Go for this model if you have a product that can benefit from awareness and virality.
Slack, a collaboration platform that offers a generous freemium to its customers. Users can get started quickly, with enough free functionality to get them up and running. Once their free trial period ends (90 days), they can opt for any paid plans.
Selecting your pricing model highly depends upon your target audience and the type of product. Here are some best practices to ensure your chosen pricing model aligns with your product, market, and customer needs.
A product’s type, including its functionality, features, analytics, automation, or integrations, influences its ideal price. Products with advanced functionalities may benefit from a tier-based or feature-based model. Similarly, products with basic features may use a flat rate pricing.
While deciding on the pricing strategy, assessing your offering’s value to the customer is necessary. Typically, it's not the actual pricing but the customer’s perception of the value that influences customer decisions. Consider your product’s features, the problems it solves, and how it can increase efficiency.
Research your target market, develop buyer personas and understand who your customers are. This will help you position your product’s pricing based on their needs. SImilary assess what your competitors are doing and how they are pricing their offerings.
When deciding on a pricing structure, choosing an option that aligns with your customer's usage patterns and preferences is essential. You can achieve this through a tiered model that grows with the customer or a per-user model that scales with the size of the customer team. Your pricing structure should be scalable and can accommodate growth over time.
SaaS pricing isn’t permanent. You’ll have to make ongoing adjustments based on market changes, new feature releases, shifts in customer demands, etc. Regular reviews and adjustments help keep pricing relevant and competitive.
Once you’ve zeroed in on your pricing strategy, you have to figure out how to quote, bill, report and collect payment for the new plans. Setting new prices without good quote-to-cash processes will eat up all of your sales and finance teams time. This is where Cacheflow comes in.
With Cacheflow, you can test your pricing strategies without disrupting the back end billing. Easily configure usage-based, tiered, and other pricing models with just a few clicks. This platform simplifies bundle pricing and ensures each product is accurately priced.

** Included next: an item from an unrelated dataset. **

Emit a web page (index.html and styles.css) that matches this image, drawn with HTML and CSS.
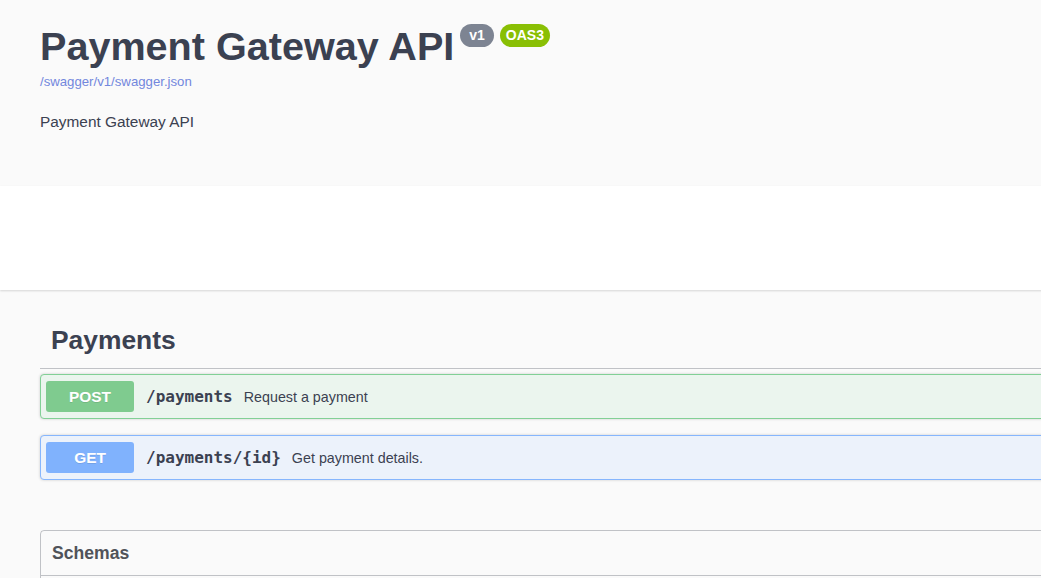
FILE: index.html
```html
<!DOCTYPE html>
<html lang="en">
<head>
<meta charset="utf-8">
<title>Payment Gateway API</title>
<link rel="stylesheet" href="styles.css">
</head>
<body>
<div class="page">
  <section class="info">
    <div class="title-row">
      <h1 class="title">Payment Gateway API</h1>
      <span class="badge badge-version">v1</span>
      <span class="badge badge-oas">OAS3</span>
    </div>
    <a class="base-url" href="#">/swagger/v1/swagger.json</a>
    <p class="description">Payment Gateway API</p>
  </section>

  <section class="schemes"></section>

  <section class="content">
    <h3 class="tag">Payments</h3>

    <div class="opblock opblock-post">
      <span class="method method-post">POST</span>
      <span class="path">/payments</span>
      <span class="summary">Request a payment</span>
    </div>

    <div class="opblock opblock-get">
      <span class="method method-get">GET</span>
      <span class="path">/payments/{id}</span>
      <span class="summary">Get payment details.</span>
    </div>

    <div class="models">
      <h4 class="models-title">Schemas</h4>
      <div class="models-body"></div>
    </div>
  </section>
</div>
</body>
</html>
```

FILE: styles.css
```css
html, body {
  margin: 0;
  padding: 0;
  overflow: hidden;
  background: #fafafa;
}

body {
  font-family: "Liberation Sans", Arial, sans-serif;
  color: #3b4151;
}

.page {
  width: 1460px;
}

.info {
  height: 186px;
  box-sizing: border-box;
  padding: 24px 0 0 40px;
  background: #fafafa;
}

.title-row {
  display: flex;
  align-items: flex-start;
}

.title {
  margin: 0;
  font-size: 39.6px;
  line-height: 45px;
  font-weight: bold;
  color: #3b4151;
}

.badge {
  display: inline-block;
  height: 23px;
  line-height: 23px;
  border-radius: 12px;
  font-size: 14px;
  font-weight: bold;
  color: #fff;
}

.badge-version {
  margin-left: 6px;
  padding: 0 9px;
  background: #7d8492;
}

.badge-oas {
  margin-left: 6px;
  padding: 0 6px;
  background: #89bf04;
}

.base-url {
  display: block;
  margin-top: 5px;
  font-size: 13.2px;
  line-height: 15px;
  color: #7287dd;
  text-decoration: none;
}

.description {
  margin: 23px 0 0;
  font-size: 15.4px;
  line-height: 20px;
  color: #3b4151;
}

.schemes {
  height: 104px;
  background: #fff;
  box-shadow: 0 1px 2px 0 rgba(0, 0, 0, 0.15);
}

.content {
  padding: 33px 0 40px 40px;
}

.tag {
  margin: 0;
  padding: 0 0 11px 11px;
  font-size: 26.4px;
  line-height: 34px;
  font-weight: bold;
  color: #3b4151;
  border-bottom: 1px solid rgba(59, 65, 81, 0.3);
}

.opblock {
  display: flex;
  align-items: center;
  margin-top: 5px;
  padding: 6px 5px;
  border: 1px solid;
  border-radius: 4px;
  box-shadow: 0 0 3px rgba(0, 0, 0, 0.19);
}

.opblock + .opblock {
  margin-top: 16px;
}

.opblock-post {
  background: #ebf5ee;
  border-color: #82d096;
}

.opblock-get {
  background: #ecf2fb;
  border-color: #86b6fd;
}

.method {
  width: 88px;
  height: 31px;
  line-height: 31px;
  text-align: center;
  border-radius: 3px;
  font-size: 15.4px;
  font-weight: bold;
  color: #fff;
  text-shadow: 0 1px 0 rgba(0, 0, 0, 0.1);
}

.method-post {
  background: #7fcb8f;
}

.method-get {
  background: #80b2fd;
}

.path {
  margin-left: 12px;
  font-family: "DejaVu Sans Mono", "Liberation Mono", monospace;
  font-size: 16px;
  font-weight: bold;
  color: #3b4151;
}

.summary {
  margin-left: 11px;
  font-size: 14.3px;
  color: #3b4151;
}

.models {
  margin-top: 50px;
  border: 1px solid rgba(59, 65, 81, 0.3);
  border-radius: 4px;
}

.models-title {
  margin: 0;
  padding: 11px 22px 11px 11px;
  font-size: 17.6px;
  line-height: 22px;
  font-weight: bold;
  color: #505359;
  border-bottom: 1px solid rgba(59, 65, 81, 0.3);
}

.models-body {
  height: 120px;
}
```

Cacheflow enables companies to track all transactions over time to evaluate their performance and make adjustments when needed. Book a demo today to understand how we can help you bridge the gap between pricing and implementation – removing the heavy lifting from your financial team and making billing operations automated, scalable, and efficient.
A pricing model in SaaS is how, when and why software companies charge customers for using their product. SaaS has different pricing models: subscription-based, usage-based, tiered, per-user, and per-feature.
A SaaS value-based pricing model is one where companies price their products based on how the customers perceive the product's value. The more value customers perceive, the higher you can price it.
Calculating SaaS costs includes subscription fees, usage charges, implementation costs, user licenses, infrastructure costs, and more.
Flexible CPQ and Subscription Billing platforms can help you test and iterate your pricing strategy. You can combine the insights from these tools with your market knowledge and customer understanding for a more effective pricing strategy.